Higgins' previous lawyer said her case is very different from Johnson's and that there is no evidence of wrongdoing.
"There is no direct evidence in this case of Defendant’s possession of any weapons, bombs, or incendiary devices," the previous attorney stated.
The D.A. said Higgins used her cell phone to search “female mass shooter.” The prosecution also said Higgins searched online for places where underage kids could buy guns and looked up whether minors could purchase guns at gun shows. Higgins visited Armslist.com - which is like Craigslist for weapons, prosecutors said.
“This is a thought crime, at best,” said Van Der Jagt.
According to prosecutors, Higgins told a friend that she and another girl would shoot up the school and that she'd send the friend a text warning her not to come to school on the day they planned to attack.
Johnson is also being tried as an adult and her bond was also set at $1 million. Johnson is being represented by a public defender.

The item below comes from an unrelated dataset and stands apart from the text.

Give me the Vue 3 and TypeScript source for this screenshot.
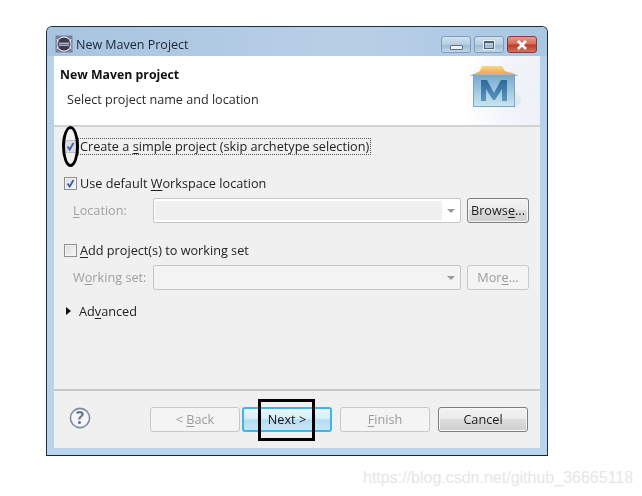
<script setup lang="ts">
const watermark: string = 'https://blog.csdn.net/github_36665118'
</script>

<template>
  <div class="page">
    <div class="window">
      <div class="titlebar">
        <svg class="app-icon" width="18" height="18" viewBox="0 0 18 18">
          <rect x="0.5" y="0.5" width="17" height="17" fill="#7d7a9c" />
          <circle cx="9" cy="9" r="7.4" fill="#fff" />
          <circle cx="9" cy="9" r="6.6" fill="#3b3a55" />
          <path d="M3.6 8.2h10.8M3.8 10.2h10.4" stroke="#e8e8ee" stroke-width="1" />
          <path d="M1.5 4.5l2 1.5M16.5 4.5l-2 1.5M1.5 13.5l2-1.5M16.5 13.5l-2-1.5" stroke="#fff" stroke-width="1" />
        </svg>
        <span class="title">New Maven Project</span>
        <div class="controls">
          <div class="ctl"><span class="min-glyph"></span></div>
          <div class="ctl"><span class="max-glyph"></span></div>
          <div class="ctl close">
            <svg width="14" height="10" viewBox="0 0 14 10">
              <path d="M3 1l8 8M11 1l-8 8" stroke="#fff" stroke-width="2.6" />
            </svg>
          </div>
        </div>
      </div>

      <div class="client">
        <header class="banner">
          <div class="banner-text">
            <h1>New Maven project</h1>
            <p>Select project name and location</p>
          </div>
          <svg class="maven" width="52" height="46" viewBox="0 0 52 46">
            <defs>
              <linearGradient id="box" x1="0" y1="0" x2="0" y2="1">
                <stop offset="0" stop-color="#7aa9cf" />
                <stop offset="1" stop-color="#c9e6ef" />
              </linearGradient>
              <linearGradient id="lid" x1="0" y1="0" x2="0" y2="1">
                <stop offset="0" stop-color="#f8d48c" />
                <stop offset="1" stop-color="#eba94c" />
              </linearGradient>
              <linearGradient id="em" x1="0" y1="0" x2="0" y2="1">
                <stop offset="0" stop-color="#2d689b" />
                <stop offset="1" stop-color="#5a97bf" />
              </linearGradient>
            </defs>
            <path d="M46 43V27l6 8v4z" fill="#dfe3e8" opacity="0.8" />
            <path d="M5 10l6-3 2-5h20l3 5 10 3z" fill="url(#lid)" />
            <path d="M0.5 12L4 10h42l3.5 2z" fill="#a9b8c4" />
            <rect x="4.5" y="11.5" width="41" height="31" fill="url(#box)" stroke="#7ea5c2" />
            <path d="M12 37V16h6l7 13 7-13h6v21h-5V25l-7 11h-2l-7-11v12z" fill="url(#em)" />
          </svg>
        </header>

        <main class="content">
          <div class="row first">
            <span class="check soft"><svg width="11" height="11" viewBox="0 0 11 11"><path d="M2.5 5.5l2.2 3L8.5 2" fill="none" stroke="#3c5fb0" stroke-width="1.8" /></svg></span>
            <span class="focus">Create a <u>s</u>imple project (skip archetype selection)</span>
          </div>
          <div class="row second">
            <span class="check"><svg width="11" height="11" viewBox="0 0 11 11"><path d="M2.5 5.5l2.2 3L8.5 2" fill="none" stroke="#3c5fb0" stroke-width="1.8" /></svg></span>
            <span class="label">Use default <u>W</u>orkspace location</span>
          </div>
          <div class="field">
            <span class="field-label"><u>L</u>ocation:</span>
            <div class="combo inset"><span class="fill"></span><span class="arrow"></span></div>
            <button class="btn browse">Brows<u>e</u>...</button>
          </div>
          <div class="row third">
            <span class="check"></span>
            <span class="label"><u>A</u>dd project(s) to working set</span>
          </div>
          <div class="field">
            <span class="field-label">W<u>o</u>rking set:</span>
            <div class="combo"><span class="fill"></span><span class="arrow"></span></div>
            <button class="btn off more">Mor<u>e</u>...</button>
          </div>
          <div class="row advanced">
            <span class="twisty"></span>
            <span class="label">Ad<u>v</u>anced</span>
          </div>
        </main>

        <footer class="footer">
          <svg class="help" width="22" height="22" viewBox="0 0 22 22">
            <circle cx="11" cy="11" r="9.6" fill="#f4f6fa" stroke="#7f8ba5" stroke-width="1.6" />
            <text x="11" y="16.5" text-anchor="middle" class="help-mark">?</text>
          </svg>
          <div class="buttons">
            <button class="btn off wide">&lt; <u>B</u>ack</button>
            <button class="btn next wide">Next &gt;</button>
            <button class="btn off wide finish"><u>F</u>inish</button>
            <button class="btn wide cancel">Cancel</button>
          </div>
        </footer>
      </div>
    </div>

    <span class="oval"></span>
    <span class="mark-box"></span>
    <span class="watermark">{{ watermark }}</span>
  </div>
</template>

<style>
html, body { margin: 0; background: #fff; }
</style>

<style scoped>
.page {
  position: relative;
  width: 642px;
  height: 496px;
  box-sizing: border-box;
  padding: 26px 0 0 46px;
  overflow: hidden;
  background: #fff;
  font-family: "Open Sans", "Noto Sans", sans-serif;
  font-size: 12.7px;
  color: #222;
}
.window {
  width: 502px;
  height: 430px;
  box-sizing: border-box;
  border: 1px solid #20303a;
  border-bottom-color: #0d2a33;
  border-radius: 6px 6px 0 0;
  background: linear-gradient(180deg, #a9c6e2 0, #b7d1ea 30px, #b9d4ec 100%);
  display: flex;
  flex-direction: column;
  filter: blur(0.4px);
}
.titlebar {
  height: 29px;
  flex: none;
  display: flex;
  align-items: center;
  padding-left: 8px;
  background: linear-gradient(90deg, #a7c4e0, #b9cfe6 60%, #a9c7e2);
  border-radius: 5px 5px 0 0;
}
.app-icon { flex: none; margin-top: 5px; }
.title { margin: 5px 0 0 3px; font-size: 12.5px; color: #1d2630; }
.controls {
  margin-left: auto;
  margin-right: 10px;
  margin-top: 6px;
  display: flex;
  gap: 3px;
}
.ctl {
  width: 30px;
  height: 17px;
  box-sizing: border-box;
  border: 1px solid #7f9cb8;
  border-radius: 3px;
  background: linear-gradient(180deg, #d2e1ef 0, #b5cde2 50%, #9cb9d3 52%, #c1d6e8 100%);
  display: flex;
  align-items: center;
  justify-content: center;
}
.min-glyph {
  width: 11px;
  height: 3px;
  margin-top: 5px;
  background: #eef2f6;
  border: 1px solid #5f6f80;
  border-radius: 1px;
}
.max-glyph {
  width: 8px;
  height: 5px;
  background: transparent;
  border: 1px solid #4f6072;
  border-top-width: 2px;
  outline: 1px solid #eef2f6;
}
.close {
  border-color: #8a3a3a;
  background: linear-gradient(180deg, #e49a8c 0, #d66a58 48%, #b83a2c 52%, #d4705c 100%);
}
.client {
  flex: 1;
  margin: 0 7px 7px;
  display: flex;
  flex-direction: column;
  background: #f0f0f0;
  min-height: 0;
}
.banner {
  height: 69px;
  flex: none;
  display: flex;
  justify-content: space-between;
  background:
    radial-gradient(circle at 100% 50%, #eef1f8 0, #f1f3f9 35px, #ffffff 80px);
  border-bottom: 2px solid #d2d2d2;
}
.banner-text { padding: 11px 0 0 6px; }
h1 { margin: 0; font-size: 12.3px; font-weight: 700; color: #111; line-height: 16px; }
p { margin: 9px 0 0 7px; font-size: 12.6px; color: #2b2b2b; line-height: 16px; }
.maven { margin: 8px 19px 0 0; flex: none; }
.content {
  flex: 1;
  padding: 7px 11px 0 10px;
  min-height: 0;
}
.row {
  height: 24px;
  display: flex;
  align-items: center;
}
.second { margin-top: 13px; }
.third { margin-top: 15px; }
.advanced { margin-top: 9px; }
.check {
  width: 13px;
  height: 13px;
  flex: none;
  box-sizing: border-box;
  border: 1px solid #8e8f8f;
  background: linear-gradient(135deg, #dedede, #f6f6f6);
  box-shadow: inset 0 0 0 1px #f4f4f4;
  margin-right: 3px;
  display: flex;
  align-items: center;
  justify-content: center;
}
.soft { border-color: #c0c0c0; background: #dcdcdc; box-shadow: none; }
.focus {
  line-height: 15px;
  padding: 0 1px;
  border: 1px dotted #555;
  margin-left: -2px;
}
.field {
  height: 25px;
  margin-top: 3px;
  display: flex;
  align-items: center;
}
.field-label {
  width: 89px;
  flex: none;
  padding: 0 0 2px 9px;
  box-sizing: border-box;
  color: #a0a0a0;
  white-space: nowrap;
}
.combo {
  width: 308px;
  height: 25px;
  flex: none;
  box-sizing: border-box;
  border: 1px solid #c2c6c8;
  border-radius: 2px;
  background: #f3f3f3;
  display: flex;
  align-items: center;
  padding: 1px 0 1px 1px;
}
.inset { background: #fff; padding: 2px 0 2px 1px; }
.fill { flex: 1; height: 100%; background: #f0f0f0; margin: 0 19px 0 0; }
.combo:not(.inset) .fill { background: transparent; }
.arrow {
  width: 0;
  height: 0;
  margin-right: 5px;
  margin-left: -14px;
  border-left: 4px solid transparent;
  border-right: 4px solid transparent;
  border-top: 4px solid #9a9a9a;
}
.btn {
  font: inherit;
  height: 25px;
  padding: 0 0 2px;
  box-sizing: border-box;
  border: 1px solid #7e7e7e;
  border-radius: 3px;
  color: #1c1c1c;
  background: linear-gradient(180deg, #f3f3f3 0, #ebebeb 45%, #dcdcdc 50%, #cfcfcf 100%);
  box-shadow: inset 0 0 0 1px #f7f7f7;
}
.browse, .more { width: 62px; margin-left: 6px; flex: none; }
.off {
  color: #9b9b9b;
  background: #f4f4f4;
  border-color: #c6c8c9;
  box-shadow: none;
}
.twisty {
  width: 0;
  height: 0;
  margin: 0 8px 0 2px;
  border-top: 4px solid transparent;
  border-bottom: 4px solid transparent;
  border-left: 5px solid #111;
}
.footer {
  height: 59px;
  flex: none;
  box-sizing: border-box;
  border-top: 2px solid #c8c8c8;
  padding: 16px 12px 0 15px;
  display: flex;
  align-items: flex-start;
}
.help { flex: none; }
.help-mark { font-family: "Open Sans", sans-serif; font-size: 17px; font-weight: 700; fill: #6d7789; }
.buttons { margin-left: auto; display: flex; }
.wide { width: 90px; }
.next {
  margin-left: 2px;
  border-color: #3cb6e6;
  border-width: 2px;
  background: linear-gradient(180deg, #e9f7fe 0, #d6eefb 45%, #b4dcf3 52%, #c6e6f8 100%);
  box-shadow: none;
  color: #111;
}
.finish { margin-left: 8px; }
.cancel { margin-left: 8px; }
u { text-underline-offset: 2px; }
.oval {
  position: absolute;
  left: 62px;
  top: 126px;
  width: 17px;
  height: 41px;
  box-sizing: border-box;
  border: 3px solid #000;
  border-radius: 50%;
}
.mark-box {
  position: absolute;
  left: 258px;
  top: 399px;
  width: 57px;
  height: 42px;
  box-sizing: border-box;
  border: 3px solid #000;
}
.watermark {
  position: absolute;
  left: 363px;
  top: 468px;
  font-family: "Liberation Sans", Arial, sans-serif;
  font-size: 16px;
  line-height: 20px;
  color: #e6e6e6;
  white-space: nowrap;
}
</style>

The judge has sealed the records in both girls' cases.
Someone notified Mountain Vista High School about the threat over the Text-A-Tip line on Saturday, Dec. 12. The specific nature of the threats hasn't been released.
Many details of the case have not been made public, because court documents are sealed.
However, in a previous hearing, prosecutors said Johnson had a detailed map of where everyone in the school would be and knew the school resource officer's schedule. They added that Johnson already bought a BB gun to use for target practice. The prosecution called her extremely violent and said she harmed pets in the past.